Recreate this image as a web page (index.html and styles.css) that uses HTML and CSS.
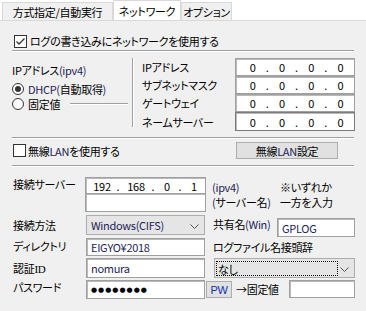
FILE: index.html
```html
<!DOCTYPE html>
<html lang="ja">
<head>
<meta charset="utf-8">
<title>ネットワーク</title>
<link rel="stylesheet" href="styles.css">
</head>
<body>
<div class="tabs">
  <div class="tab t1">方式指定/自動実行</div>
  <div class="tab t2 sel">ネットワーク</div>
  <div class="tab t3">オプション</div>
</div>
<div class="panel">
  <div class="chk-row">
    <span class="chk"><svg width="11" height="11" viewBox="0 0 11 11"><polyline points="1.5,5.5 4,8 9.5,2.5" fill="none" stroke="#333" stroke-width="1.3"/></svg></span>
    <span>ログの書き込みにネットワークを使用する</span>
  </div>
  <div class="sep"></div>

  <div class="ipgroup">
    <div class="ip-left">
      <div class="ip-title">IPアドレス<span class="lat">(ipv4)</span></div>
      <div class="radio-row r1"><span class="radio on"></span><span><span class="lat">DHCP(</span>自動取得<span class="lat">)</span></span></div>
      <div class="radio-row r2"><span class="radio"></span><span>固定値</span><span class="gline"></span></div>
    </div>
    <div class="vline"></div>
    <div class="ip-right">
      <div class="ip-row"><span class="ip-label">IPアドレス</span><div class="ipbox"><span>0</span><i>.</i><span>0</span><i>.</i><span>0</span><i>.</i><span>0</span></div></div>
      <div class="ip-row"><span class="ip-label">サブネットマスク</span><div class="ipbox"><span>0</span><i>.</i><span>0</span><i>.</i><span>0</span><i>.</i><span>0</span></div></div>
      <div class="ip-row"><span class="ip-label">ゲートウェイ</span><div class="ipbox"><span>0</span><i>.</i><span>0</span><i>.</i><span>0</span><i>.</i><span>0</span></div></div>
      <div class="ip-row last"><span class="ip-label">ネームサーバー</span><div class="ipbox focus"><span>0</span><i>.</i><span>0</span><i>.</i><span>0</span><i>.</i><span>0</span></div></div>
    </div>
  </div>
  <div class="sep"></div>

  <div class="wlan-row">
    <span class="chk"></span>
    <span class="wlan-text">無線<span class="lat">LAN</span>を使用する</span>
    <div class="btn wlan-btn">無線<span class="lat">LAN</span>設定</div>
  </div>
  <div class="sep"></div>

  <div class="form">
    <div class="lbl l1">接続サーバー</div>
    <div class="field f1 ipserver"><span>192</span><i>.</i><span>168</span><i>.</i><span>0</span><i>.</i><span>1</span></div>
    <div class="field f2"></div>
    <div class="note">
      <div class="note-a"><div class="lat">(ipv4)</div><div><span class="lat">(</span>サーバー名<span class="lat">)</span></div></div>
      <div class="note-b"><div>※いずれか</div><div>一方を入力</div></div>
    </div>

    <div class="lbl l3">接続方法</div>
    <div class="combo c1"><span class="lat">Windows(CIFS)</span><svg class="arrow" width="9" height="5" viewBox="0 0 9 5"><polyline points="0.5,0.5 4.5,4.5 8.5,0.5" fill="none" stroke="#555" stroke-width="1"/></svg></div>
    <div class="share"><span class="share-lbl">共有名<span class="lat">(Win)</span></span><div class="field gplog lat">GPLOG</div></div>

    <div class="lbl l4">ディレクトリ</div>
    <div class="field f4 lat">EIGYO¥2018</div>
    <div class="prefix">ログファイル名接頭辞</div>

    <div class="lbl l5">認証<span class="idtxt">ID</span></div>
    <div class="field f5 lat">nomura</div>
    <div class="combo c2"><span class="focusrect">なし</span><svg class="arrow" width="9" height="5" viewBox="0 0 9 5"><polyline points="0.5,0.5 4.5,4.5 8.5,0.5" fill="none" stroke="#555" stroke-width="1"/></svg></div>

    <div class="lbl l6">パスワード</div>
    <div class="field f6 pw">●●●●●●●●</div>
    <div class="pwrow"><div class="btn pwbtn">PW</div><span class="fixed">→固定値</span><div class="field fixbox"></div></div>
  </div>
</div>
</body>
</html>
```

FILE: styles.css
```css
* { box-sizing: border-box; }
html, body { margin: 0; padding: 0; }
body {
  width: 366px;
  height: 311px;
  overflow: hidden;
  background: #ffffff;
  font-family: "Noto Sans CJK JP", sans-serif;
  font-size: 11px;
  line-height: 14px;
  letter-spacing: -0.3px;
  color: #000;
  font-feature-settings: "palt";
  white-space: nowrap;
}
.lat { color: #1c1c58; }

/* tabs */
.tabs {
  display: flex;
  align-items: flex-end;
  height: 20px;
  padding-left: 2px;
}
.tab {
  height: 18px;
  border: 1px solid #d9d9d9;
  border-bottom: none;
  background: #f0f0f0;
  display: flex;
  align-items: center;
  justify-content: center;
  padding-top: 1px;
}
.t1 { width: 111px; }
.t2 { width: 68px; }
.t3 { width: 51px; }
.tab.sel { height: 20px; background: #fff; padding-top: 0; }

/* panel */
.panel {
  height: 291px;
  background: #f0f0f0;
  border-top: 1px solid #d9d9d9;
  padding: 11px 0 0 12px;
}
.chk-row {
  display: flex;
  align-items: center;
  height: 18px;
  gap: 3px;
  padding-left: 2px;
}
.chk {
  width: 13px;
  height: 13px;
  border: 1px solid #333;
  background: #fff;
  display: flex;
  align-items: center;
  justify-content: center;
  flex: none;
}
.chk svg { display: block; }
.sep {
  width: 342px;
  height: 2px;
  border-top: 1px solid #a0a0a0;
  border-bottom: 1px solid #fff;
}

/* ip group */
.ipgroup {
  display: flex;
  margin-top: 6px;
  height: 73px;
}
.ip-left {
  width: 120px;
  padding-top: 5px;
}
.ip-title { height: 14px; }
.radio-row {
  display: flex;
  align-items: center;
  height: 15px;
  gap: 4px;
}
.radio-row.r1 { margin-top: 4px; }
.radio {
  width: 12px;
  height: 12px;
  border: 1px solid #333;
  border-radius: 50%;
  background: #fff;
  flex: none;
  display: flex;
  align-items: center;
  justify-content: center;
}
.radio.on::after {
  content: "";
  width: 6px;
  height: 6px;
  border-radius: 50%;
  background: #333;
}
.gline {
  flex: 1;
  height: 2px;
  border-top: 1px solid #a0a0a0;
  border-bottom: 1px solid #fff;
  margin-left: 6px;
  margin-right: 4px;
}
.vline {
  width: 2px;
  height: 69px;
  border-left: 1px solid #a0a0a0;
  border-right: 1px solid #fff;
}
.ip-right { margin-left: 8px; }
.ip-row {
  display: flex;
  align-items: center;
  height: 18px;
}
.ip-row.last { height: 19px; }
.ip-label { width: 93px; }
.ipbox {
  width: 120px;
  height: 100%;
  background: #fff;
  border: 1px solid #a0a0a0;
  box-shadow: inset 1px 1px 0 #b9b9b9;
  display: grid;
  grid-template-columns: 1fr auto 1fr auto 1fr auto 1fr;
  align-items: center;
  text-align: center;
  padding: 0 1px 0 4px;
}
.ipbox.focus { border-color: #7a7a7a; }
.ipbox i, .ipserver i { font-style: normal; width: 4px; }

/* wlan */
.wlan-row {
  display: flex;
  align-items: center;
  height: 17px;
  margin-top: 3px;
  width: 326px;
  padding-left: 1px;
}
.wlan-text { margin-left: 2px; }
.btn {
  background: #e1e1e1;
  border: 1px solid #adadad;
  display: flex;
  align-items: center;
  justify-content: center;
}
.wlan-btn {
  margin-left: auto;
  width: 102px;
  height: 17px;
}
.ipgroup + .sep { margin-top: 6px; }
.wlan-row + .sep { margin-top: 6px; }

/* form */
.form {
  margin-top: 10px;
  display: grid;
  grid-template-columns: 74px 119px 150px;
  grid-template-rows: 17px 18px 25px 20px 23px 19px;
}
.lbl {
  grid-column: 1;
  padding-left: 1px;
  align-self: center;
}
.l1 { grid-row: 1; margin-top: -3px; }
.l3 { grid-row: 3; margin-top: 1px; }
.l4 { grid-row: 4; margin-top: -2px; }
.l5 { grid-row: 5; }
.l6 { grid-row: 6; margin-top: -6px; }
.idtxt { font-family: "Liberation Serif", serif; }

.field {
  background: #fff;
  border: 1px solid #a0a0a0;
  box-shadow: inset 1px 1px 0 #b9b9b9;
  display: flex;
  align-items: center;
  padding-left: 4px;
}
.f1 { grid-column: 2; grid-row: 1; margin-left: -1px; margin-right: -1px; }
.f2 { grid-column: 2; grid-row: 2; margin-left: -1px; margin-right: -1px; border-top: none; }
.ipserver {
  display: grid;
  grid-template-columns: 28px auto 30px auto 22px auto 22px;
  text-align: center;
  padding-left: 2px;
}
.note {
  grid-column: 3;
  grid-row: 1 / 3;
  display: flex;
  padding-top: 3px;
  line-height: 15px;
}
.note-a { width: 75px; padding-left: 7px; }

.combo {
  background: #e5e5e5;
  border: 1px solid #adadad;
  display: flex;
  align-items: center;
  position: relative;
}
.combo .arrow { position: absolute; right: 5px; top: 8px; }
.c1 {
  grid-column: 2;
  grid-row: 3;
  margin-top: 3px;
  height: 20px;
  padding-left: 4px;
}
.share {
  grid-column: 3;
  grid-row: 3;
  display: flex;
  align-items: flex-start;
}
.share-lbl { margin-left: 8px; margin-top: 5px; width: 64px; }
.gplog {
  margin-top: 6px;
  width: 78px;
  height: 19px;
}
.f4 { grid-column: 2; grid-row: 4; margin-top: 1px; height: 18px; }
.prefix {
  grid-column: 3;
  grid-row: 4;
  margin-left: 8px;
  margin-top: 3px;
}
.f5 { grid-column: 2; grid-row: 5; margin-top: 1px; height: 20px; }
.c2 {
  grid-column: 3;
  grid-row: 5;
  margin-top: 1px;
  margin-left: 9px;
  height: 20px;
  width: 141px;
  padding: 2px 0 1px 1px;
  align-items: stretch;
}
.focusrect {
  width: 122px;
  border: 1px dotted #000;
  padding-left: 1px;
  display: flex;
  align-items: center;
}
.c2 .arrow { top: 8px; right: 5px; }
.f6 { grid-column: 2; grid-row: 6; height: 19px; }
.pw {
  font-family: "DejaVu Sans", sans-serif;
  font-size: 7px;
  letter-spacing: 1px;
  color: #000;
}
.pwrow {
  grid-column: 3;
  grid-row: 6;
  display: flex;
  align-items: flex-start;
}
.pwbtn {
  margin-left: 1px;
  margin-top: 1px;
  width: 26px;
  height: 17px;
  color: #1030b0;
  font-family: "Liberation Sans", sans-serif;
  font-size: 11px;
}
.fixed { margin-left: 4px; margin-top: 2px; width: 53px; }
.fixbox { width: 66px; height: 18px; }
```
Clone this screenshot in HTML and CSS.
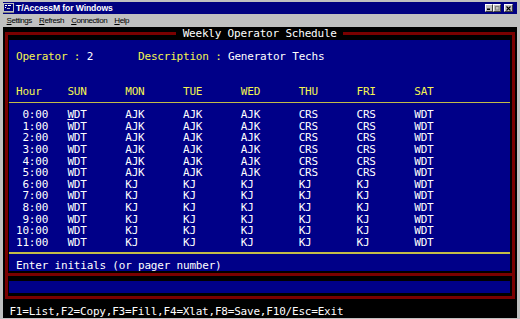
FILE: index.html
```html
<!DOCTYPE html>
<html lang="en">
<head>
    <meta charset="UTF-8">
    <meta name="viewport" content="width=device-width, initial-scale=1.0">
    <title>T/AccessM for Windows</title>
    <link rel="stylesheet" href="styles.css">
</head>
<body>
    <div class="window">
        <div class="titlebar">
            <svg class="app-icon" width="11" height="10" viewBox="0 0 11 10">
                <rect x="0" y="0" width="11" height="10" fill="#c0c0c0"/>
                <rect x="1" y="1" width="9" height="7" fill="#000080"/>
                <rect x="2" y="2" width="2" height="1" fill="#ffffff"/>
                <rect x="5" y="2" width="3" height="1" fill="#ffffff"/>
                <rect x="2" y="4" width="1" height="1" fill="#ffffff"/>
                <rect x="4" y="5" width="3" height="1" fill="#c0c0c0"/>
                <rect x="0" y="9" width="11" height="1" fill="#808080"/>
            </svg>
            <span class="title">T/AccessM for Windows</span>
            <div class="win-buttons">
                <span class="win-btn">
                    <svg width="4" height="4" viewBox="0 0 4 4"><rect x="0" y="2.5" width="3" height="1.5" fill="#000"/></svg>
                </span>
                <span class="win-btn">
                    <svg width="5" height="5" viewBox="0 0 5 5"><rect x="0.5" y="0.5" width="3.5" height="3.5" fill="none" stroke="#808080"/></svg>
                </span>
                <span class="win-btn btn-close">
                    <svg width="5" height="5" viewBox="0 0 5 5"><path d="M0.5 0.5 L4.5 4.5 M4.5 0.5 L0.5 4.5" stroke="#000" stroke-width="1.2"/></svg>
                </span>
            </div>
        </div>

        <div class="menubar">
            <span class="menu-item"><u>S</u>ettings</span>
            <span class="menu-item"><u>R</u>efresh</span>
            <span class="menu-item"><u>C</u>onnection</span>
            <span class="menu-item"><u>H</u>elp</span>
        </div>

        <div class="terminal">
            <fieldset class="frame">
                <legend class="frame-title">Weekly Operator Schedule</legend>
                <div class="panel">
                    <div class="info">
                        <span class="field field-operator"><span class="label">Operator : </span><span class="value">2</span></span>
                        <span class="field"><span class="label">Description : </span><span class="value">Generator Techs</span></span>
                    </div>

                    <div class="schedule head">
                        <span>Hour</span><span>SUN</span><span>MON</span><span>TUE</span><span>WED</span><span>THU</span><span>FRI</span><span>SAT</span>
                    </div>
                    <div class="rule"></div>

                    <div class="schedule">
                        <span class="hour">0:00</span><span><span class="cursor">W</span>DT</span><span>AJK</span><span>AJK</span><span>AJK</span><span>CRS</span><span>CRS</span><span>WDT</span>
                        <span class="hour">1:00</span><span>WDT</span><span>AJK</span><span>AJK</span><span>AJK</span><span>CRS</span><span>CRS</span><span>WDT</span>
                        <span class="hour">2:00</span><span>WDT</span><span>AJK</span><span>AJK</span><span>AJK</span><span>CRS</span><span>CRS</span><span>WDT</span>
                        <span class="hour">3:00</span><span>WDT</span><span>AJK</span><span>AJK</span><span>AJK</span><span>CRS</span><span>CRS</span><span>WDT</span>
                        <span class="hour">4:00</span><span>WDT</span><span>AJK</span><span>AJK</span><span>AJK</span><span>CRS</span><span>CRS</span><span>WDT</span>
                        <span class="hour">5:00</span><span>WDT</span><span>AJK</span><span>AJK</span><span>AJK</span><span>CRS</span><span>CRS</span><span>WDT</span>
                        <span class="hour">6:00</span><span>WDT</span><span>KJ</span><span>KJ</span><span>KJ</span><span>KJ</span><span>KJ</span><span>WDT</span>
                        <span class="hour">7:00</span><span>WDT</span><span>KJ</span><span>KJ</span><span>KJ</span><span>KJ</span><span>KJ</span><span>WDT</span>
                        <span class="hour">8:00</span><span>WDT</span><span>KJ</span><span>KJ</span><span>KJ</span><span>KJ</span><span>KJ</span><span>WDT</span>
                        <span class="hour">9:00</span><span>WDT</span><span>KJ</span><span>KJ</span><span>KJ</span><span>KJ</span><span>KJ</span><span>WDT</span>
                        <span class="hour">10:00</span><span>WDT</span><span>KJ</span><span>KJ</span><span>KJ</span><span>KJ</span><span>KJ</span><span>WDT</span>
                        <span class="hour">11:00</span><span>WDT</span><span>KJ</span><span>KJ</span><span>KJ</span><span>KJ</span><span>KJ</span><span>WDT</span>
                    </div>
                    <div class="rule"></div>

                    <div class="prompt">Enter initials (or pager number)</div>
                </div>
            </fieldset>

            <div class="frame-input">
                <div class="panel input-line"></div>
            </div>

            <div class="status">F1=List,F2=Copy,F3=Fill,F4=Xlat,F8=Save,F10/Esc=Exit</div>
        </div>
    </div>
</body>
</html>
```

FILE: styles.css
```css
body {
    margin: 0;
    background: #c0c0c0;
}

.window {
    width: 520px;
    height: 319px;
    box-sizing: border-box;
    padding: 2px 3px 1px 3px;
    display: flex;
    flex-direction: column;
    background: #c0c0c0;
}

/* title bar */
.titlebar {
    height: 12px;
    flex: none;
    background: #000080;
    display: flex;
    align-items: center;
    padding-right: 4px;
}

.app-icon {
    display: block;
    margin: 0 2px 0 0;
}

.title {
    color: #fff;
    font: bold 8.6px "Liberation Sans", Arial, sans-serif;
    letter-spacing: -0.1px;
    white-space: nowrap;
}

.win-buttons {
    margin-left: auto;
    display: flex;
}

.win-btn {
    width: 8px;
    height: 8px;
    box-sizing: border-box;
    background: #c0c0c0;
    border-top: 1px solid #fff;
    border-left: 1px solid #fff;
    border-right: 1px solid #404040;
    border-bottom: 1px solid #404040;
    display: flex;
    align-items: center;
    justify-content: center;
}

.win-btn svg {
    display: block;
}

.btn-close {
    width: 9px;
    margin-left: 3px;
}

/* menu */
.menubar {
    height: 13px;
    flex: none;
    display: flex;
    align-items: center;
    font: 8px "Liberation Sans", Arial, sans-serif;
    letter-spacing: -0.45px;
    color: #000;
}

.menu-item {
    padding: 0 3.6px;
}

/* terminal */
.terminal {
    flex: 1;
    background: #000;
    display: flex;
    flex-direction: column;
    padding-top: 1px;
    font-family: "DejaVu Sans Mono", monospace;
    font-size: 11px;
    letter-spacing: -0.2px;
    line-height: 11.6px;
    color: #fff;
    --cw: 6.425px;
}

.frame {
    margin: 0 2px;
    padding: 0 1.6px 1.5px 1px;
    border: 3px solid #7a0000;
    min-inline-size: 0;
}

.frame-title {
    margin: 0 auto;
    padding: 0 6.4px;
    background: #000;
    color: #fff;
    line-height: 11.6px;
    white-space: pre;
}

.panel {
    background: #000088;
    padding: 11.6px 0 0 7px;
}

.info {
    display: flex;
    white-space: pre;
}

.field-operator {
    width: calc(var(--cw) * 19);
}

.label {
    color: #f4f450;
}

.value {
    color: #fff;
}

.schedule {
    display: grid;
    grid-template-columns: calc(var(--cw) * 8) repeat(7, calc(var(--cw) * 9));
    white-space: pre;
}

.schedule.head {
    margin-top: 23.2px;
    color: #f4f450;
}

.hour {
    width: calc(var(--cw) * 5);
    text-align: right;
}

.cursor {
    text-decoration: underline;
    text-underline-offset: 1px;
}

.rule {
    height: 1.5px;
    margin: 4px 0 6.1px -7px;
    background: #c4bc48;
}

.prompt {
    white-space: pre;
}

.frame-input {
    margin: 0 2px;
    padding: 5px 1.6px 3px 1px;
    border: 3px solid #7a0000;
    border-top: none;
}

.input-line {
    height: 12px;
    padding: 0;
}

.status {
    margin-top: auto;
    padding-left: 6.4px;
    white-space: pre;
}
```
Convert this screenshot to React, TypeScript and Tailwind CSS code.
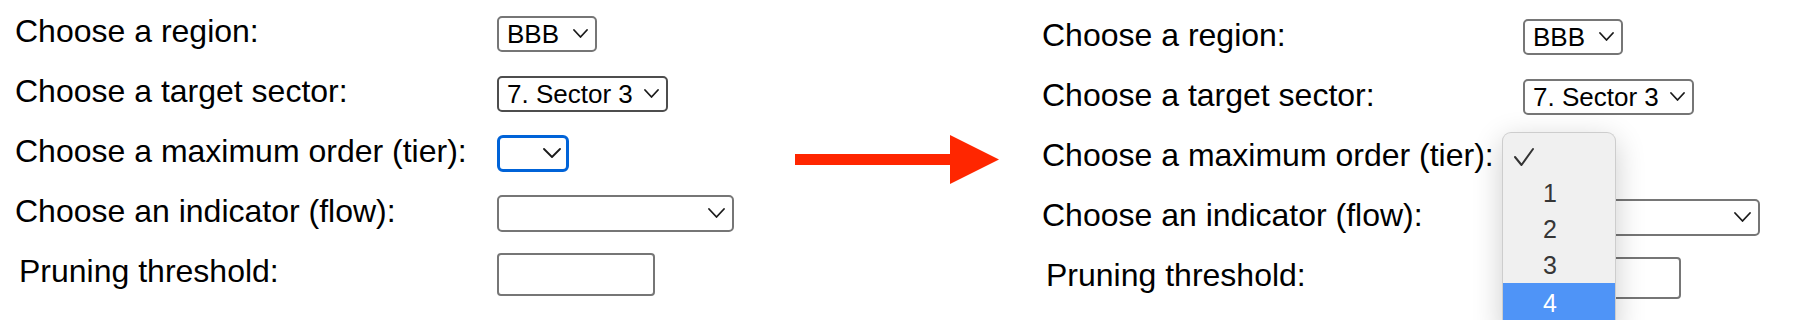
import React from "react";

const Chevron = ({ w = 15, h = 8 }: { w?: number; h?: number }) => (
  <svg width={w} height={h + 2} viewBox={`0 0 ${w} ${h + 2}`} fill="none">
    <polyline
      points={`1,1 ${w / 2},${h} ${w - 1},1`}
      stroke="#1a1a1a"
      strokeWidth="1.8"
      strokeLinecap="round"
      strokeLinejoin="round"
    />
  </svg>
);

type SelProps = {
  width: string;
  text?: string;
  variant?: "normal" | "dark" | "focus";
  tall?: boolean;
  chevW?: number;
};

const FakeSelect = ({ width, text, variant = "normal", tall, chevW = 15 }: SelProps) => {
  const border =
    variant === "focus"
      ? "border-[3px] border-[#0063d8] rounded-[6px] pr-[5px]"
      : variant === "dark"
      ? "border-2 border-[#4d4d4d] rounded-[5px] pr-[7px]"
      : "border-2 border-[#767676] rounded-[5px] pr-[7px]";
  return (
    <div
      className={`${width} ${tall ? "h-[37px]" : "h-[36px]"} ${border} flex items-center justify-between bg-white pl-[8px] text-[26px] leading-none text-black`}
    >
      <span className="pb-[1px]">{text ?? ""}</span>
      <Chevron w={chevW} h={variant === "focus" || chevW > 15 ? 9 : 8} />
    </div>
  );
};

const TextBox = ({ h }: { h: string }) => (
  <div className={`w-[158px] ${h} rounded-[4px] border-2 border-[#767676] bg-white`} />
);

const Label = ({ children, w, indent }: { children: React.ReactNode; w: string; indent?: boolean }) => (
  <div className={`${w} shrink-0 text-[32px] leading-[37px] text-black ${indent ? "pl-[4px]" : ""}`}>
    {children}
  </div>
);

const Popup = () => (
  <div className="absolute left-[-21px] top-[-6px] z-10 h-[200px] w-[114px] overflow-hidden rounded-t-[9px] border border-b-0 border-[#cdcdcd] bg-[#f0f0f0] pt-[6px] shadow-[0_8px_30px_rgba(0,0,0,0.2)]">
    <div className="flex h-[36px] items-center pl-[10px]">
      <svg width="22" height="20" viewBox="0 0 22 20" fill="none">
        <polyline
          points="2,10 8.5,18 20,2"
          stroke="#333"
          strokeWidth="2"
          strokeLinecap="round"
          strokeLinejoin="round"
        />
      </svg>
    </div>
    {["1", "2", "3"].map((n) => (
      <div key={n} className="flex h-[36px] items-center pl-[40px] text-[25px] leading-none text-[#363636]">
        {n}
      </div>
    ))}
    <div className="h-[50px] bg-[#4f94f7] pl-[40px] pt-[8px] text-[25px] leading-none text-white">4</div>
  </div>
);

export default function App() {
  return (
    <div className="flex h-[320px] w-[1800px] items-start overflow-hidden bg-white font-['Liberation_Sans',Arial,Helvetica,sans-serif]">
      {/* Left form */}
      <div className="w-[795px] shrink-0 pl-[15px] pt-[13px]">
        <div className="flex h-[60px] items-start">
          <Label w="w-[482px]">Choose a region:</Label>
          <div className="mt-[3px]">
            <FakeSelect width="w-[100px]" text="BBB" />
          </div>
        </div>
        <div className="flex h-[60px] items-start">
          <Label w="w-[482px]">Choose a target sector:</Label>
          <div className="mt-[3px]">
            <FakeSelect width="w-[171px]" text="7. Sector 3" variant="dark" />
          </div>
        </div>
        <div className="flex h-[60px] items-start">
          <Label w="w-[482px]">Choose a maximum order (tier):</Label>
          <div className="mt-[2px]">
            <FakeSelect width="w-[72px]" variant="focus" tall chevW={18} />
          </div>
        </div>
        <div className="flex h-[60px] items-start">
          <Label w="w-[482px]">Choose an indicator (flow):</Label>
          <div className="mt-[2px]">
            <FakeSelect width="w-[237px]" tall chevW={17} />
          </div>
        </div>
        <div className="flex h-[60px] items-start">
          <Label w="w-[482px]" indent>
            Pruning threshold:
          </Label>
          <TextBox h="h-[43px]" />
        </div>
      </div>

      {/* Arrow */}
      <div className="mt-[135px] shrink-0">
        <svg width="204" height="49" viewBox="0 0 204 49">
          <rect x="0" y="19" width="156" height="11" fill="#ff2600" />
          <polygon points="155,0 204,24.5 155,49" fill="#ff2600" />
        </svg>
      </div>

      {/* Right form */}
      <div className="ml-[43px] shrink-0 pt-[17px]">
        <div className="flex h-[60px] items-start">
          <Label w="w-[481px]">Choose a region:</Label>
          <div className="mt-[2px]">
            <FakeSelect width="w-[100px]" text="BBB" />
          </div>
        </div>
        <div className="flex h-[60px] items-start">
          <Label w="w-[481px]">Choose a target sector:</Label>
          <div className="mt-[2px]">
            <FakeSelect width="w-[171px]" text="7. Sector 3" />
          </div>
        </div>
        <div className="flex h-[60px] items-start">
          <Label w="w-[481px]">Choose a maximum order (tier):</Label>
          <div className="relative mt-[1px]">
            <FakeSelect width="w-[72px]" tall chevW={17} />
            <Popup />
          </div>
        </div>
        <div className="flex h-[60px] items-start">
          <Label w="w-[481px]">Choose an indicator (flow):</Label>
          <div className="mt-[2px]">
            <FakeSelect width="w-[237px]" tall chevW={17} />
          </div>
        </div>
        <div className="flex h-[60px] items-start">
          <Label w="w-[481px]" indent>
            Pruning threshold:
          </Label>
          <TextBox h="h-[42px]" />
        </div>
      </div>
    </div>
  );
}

════

Copy each line of the listing that includes "screenshot".

TASK RESPONSE:
Clone this screenshot in HTML and CSS.
Convert this screenshot to React, TypeScript and Tailwind CSS code.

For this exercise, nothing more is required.